Take the material below and retype it in full; pictures are left out.

--- Start Stored data ---

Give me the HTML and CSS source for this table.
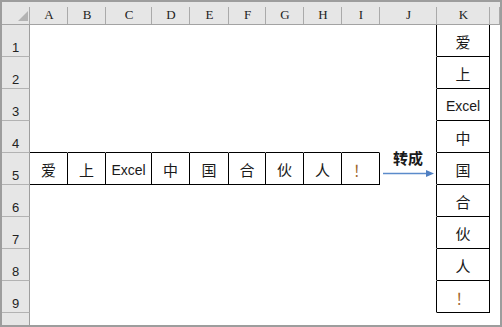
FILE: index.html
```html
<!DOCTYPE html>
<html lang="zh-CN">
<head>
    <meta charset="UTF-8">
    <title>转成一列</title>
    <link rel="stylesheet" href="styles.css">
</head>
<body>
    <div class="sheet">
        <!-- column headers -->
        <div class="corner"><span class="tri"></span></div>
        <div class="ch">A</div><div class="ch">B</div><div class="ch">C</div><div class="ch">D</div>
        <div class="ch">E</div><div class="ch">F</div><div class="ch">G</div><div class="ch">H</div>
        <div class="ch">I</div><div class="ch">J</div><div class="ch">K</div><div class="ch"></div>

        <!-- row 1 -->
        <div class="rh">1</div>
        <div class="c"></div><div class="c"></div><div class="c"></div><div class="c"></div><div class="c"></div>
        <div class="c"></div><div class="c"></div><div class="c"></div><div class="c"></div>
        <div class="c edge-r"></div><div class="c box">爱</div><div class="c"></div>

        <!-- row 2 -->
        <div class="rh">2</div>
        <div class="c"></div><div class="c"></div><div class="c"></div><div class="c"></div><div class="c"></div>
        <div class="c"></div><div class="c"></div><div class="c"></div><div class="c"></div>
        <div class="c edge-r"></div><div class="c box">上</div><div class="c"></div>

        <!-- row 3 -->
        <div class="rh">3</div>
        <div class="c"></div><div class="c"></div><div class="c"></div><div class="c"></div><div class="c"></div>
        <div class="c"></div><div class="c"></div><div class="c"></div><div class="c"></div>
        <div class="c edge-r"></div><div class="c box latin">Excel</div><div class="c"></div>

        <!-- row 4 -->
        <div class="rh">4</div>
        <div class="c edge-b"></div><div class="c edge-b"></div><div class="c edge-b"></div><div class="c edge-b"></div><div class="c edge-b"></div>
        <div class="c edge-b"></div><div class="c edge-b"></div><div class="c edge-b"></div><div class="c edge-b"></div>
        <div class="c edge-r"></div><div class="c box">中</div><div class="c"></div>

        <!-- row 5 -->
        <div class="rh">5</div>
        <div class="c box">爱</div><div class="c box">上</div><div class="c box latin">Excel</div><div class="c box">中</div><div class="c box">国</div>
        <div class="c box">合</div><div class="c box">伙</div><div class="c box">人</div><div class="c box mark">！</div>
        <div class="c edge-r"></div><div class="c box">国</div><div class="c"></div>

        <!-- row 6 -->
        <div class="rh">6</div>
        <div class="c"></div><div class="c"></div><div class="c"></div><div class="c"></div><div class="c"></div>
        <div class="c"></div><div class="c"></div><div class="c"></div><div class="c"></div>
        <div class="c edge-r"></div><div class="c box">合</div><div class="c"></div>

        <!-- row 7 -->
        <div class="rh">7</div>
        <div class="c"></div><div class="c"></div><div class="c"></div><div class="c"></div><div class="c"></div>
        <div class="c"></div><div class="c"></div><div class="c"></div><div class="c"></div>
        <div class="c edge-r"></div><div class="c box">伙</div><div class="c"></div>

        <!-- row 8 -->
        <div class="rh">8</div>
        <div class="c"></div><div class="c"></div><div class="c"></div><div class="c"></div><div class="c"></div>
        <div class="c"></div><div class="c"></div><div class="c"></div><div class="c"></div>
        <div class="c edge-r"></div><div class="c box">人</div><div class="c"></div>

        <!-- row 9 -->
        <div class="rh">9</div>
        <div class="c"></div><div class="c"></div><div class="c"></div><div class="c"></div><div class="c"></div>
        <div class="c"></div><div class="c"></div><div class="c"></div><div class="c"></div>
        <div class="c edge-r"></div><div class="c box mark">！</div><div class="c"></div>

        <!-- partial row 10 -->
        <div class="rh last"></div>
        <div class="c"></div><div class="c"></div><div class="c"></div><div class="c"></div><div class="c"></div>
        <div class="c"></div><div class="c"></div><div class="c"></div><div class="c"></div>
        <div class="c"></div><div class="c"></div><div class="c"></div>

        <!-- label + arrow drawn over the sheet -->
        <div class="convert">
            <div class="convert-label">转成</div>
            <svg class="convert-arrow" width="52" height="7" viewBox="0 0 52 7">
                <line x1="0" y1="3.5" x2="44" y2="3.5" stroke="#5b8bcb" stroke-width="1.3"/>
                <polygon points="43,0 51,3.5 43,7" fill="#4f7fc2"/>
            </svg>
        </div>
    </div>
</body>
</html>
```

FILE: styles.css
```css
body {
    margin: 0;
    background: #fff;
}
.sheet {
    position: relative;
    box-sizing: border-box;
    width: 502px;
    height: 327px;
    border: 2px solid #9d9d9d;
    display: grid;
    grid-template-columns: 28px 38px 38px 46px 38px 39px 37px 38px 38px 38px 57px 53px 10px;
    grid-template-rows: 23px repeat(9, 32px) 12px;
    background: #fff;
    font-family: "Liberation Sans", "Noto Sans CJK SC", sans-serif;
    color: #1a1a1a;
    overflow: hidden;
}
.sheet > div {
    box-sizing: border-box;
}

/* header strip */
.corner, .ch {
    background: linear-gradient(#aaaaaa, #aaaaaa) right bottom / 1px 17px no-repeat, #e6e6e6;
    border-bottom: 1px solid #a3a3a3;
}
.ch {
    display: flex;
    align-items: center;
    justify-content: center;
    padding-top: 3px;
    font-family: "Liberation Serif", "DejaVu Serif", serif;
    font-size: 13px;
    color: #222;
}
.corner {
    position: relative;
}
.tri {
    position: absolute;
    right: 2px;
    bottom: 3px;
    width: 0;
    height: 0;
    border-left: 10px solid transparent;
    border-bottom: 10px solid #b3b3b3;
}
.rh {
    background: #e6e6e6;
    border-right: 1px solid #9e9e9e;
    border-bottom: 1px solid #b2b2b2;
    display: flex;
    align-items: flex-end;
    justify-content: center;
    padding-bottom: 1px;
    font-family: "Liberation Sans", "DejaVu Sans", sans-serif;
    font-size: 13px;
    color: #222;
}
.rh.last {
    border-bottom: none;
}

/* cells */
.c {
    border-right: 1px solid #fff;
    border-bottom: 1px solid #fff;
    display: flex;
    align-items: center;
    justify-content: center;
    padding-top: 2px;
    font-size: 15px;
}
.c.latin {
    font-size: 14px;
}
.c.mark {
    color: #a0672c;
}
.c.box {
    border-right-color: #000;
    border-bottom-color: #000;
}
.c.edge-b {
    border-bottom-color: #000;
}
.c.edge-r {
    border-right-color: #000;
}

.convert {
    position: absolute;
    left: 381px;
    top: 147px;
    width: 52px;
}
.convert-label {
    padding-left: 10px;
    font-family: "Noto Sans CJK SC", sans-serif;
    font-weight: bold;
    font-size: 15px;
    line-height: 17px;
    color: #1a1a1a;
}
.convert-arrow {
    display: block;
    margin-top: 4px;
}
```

--- End Stored data ---

> **Output for this task**:
Give me the HTML and CSS source for this table.
FILE: index.html
```html
<!DOCTYPE html>
<html lang="zh-CN">
<head>
    <meta charset="UTF-8">
    <title>转成一列</title>
    <link rel="stylesheet" href="styles.css">
</head>
<body>
    <div class="sheet">
        <!-- column headers -->
        <div class="corner"><span class="tri"></span></div>
        <div class="ch">A</div><div class="ch">B</div><div class="ch">C</div><div class="ch">D</div>
        <div class="ch">E</div><div class="ch">F</div><div class="ch">G</div><div class="ch">H</div>
        <div class="ch">I</div><div class="ch">J</div><div class="ch">K</div><div class="ch"></div>

        <!-- row 1 -->
        <div class="rh">1</div>
        <div class="c"></div><div class="c"></div><div class="c"></div><div class="c"></div><div class="c"></div>
        <div class="c"></div><div class="c"></div><div class="c"></div><div class="c"></div>
        <div class="c edge-r"></div><div class="c box">爱</div><div class="c"></div>

        <!-- row 2 -->
        <div class="rh">2</div>
        <div class="c"></div><div class="c"></div><div class="c"></div><div class="c"></div><div class="c"></div>
        <div class="c"></div><div class="c"></div><div class="c"></div><div class="c"></div>
        <div class="c edge-r"></div><div class="c box">上</div><div class="c"></div>

        <!-- row 3 -->
        <div class="rh">3</div>
        <div class="c"></div><div class="c"></div><div class="c"></div><div class="c"></div><div class="c"></div>
        <div class="c"></div><div class="c"></div><div class="c"></div><div class="c"></div>
        <div class="c edge-r"></div><div class="c box latin">Excel</div><div class="c"></div>

        <!-- row 4 -->
        <div class="rh">4</div>
        <div class="c edge-b"></div><div class="c edge-b"></div><div class="c edge-b"></div><div class="c edge-b"></div><div class="c edge-b"></div>
        <div class="c edge-b"></div><div class="c edge-b"></div><div class="c edge-b"></div><div class="c edge-b"></div>
        <div class="c edge-r"></div><div class="c box">中</div><div class="c"></div>

        <!-- row 5 -->
        <div class="rh">5</div>
        <div class="c box">爱</div><div class="c box">上</div><div class="c box latin">Excel</div><div class="c box">中</div><div class="c box">国</div>
        <div class="c box">合</div><div class="c box">伙</div><div class="c box">人</div><div class="c box mark">！</div>
        <div class="c edge-r"></div><div class="c box">国</div><div class="c"></div>

        <!-- row 6 -->
        <div class="rh">6</div>
        <div class="c"></div><div class="c"></div><div class="c"></div><div class="c"></div><div class="c"></div>
        <div class="c"></div><div class="c"></div><div class="c"></div><div class="c"></div>
        <div class="c edge-r"></div><div class="c box">合</div><div class="c"></div>

        <!-- row 7 -->
        <div class="rh">7</div>
        <div class="c"></div><div class="c"></div><div class="c"></div><div class="c"></div><div class="c"></div>
        <div class="c"></div><div class="c"></div><div class="c"></div><div class="c"></div>
        <div class="c edge-r"></div><div class="c box">伙</div><div class="c"></div>

        <!-- row 8 -->
        <div class="rh">8</div>
        <div class="c"></div><div class="c"></div><div class="c"></div><div class="c"></div><div class="c"></div>
        <div class="c"></div><div class="c"></div><div class="c"></div><div class="c"></div>
        <div class="c edge-r"></div><div class="c box">人</div><div class="c"></div>

        <!-- row 9 -->
        <div class="rh">9</div>
        <div class="c"></div><div class="c"></div><div class="c"></div><div class="c"></div><div class="c"></div>
        <div class="c"></div><div class="c"></div><div class="c"></div><div class="c"></div>
        <div class="c edge-r"></div><div class="c box mark">！</div><div class="c"></div>

        <!-- partial row 10 -->
        <div class="rh last"></div>
        <div class="c"></div><div class="c"></div><div class="c"></div><div class="c"></div><div class="c"></div>
        <div class="c"></div><div class="c"></div><div class="c"></div><div class="c"></div>
        <div class="c"></div><div class="c"></div><div class="c"></div>

        <!-- label + arrow drawn over the sheet -->
        <div class="convert">
            <div class="convert-label">转成</div>
            <svg class="convert-arrow" width="52" height="7" viewBox="0 0 52 7">
                <line x1="0" y1="3.5" x2="44" y2="3.5" stroke="#5b8bcb" stroke-width="1.3"/>
                <polygon points="43,0 51,3.5 43,7" fill="#4f7fc2"/>
            </svg>
        </div>
    </div>
</body>
</html>
```

FILE: styles.css
```css
body {
    margin: 0;
    background: #fff;
}
.sheet {
    position: relative;
    box-sizing: border-box;
    width: 502px;
    height: 327px;
    border: 2px solid #9d9d9d;
    display: grid;
    grid-template-columns: 28px 38px 38px 46px 38px 39px 37px 38px 38px 38px 57px 53px 10px;
    grid-template-rows: 23px repeat(9, 32px) 12px;
    background: #fff;
    font-family: "Liberation Sans", "Noto Sans CJK SC", sans-serif;
    color: #1a1a1a;
    overflow: hidden;
}
.sheet > div {
    box-sizing: border-box;
}

/* header strip */
.corner, .ch {
    background: linear-gradient(#aaaaaa, #aaaaaa) right bottom / 1px 17px no-repeat, #e6e6e6;
    border-bottom: 1px solid #a3a3a3;
}
.ch {
    display: flex;
    align-items: center;
    justify-content: center;
    padding-top: 3px;
    font-family: "Liberation Serif", "DejaVu Serif", serif;
    font-size: 13px;
    color: #222;
}
.corner {
    position: relative;
}
.tri {
    position: absolute;
    right: 2px;
    bottom: 3px;
    width: 0;
    height: 0;
    border-left: 10px solid transparent;
    border-bottom: 10px solid #b3b3b3;
}
.rh {
    background: #e6e6e6;
    border-right: 1px solid #9e9e9e;
    border-bottom: 1px solid #b2b2b2;
    display: flex;
    align-items: flex-end;
    justify-content: center;
    padding-bottom: 1px;
    font-family: "Liberation Sans", "DejaVu Sans", sans-serif;
    font-size: 13px;
    color: #222;
}
.rh.last {
    border-bottom: none;
}

/* cells */
.c {
    border-right: 1px solid #fff;
    border-bottom: 1px solid #fff;
    display: flex;
    align-items: center;
    justify-content: center;
    padding-top: 2px;
    font-size: 15px;
}
.c.latin {
    font-size: 14px;
}
.c.mark {
    color: #a0672c;
}
.c.box {
    border-right-color: #000;
    border-bottom-color: #000;
}
.c.edge-b {
    border-bottom-color: #000;
}
.c.edge-r {
    border-right-color: #000;
}

.convert {
    position: absolute;
    left: 381px;
    top: 147px;
    width: 52px;
}
.convert-label {
    padding-left: 10px;
    font-family: "Noto Sans CJK SC", sans-serif;
    font-weight: bold;
    font-size: 15px;
    line-height: 17px;
    color: #1a1a1a;
}
.convert-arrow {
    display: block;
    margin-top: 4px;
}
```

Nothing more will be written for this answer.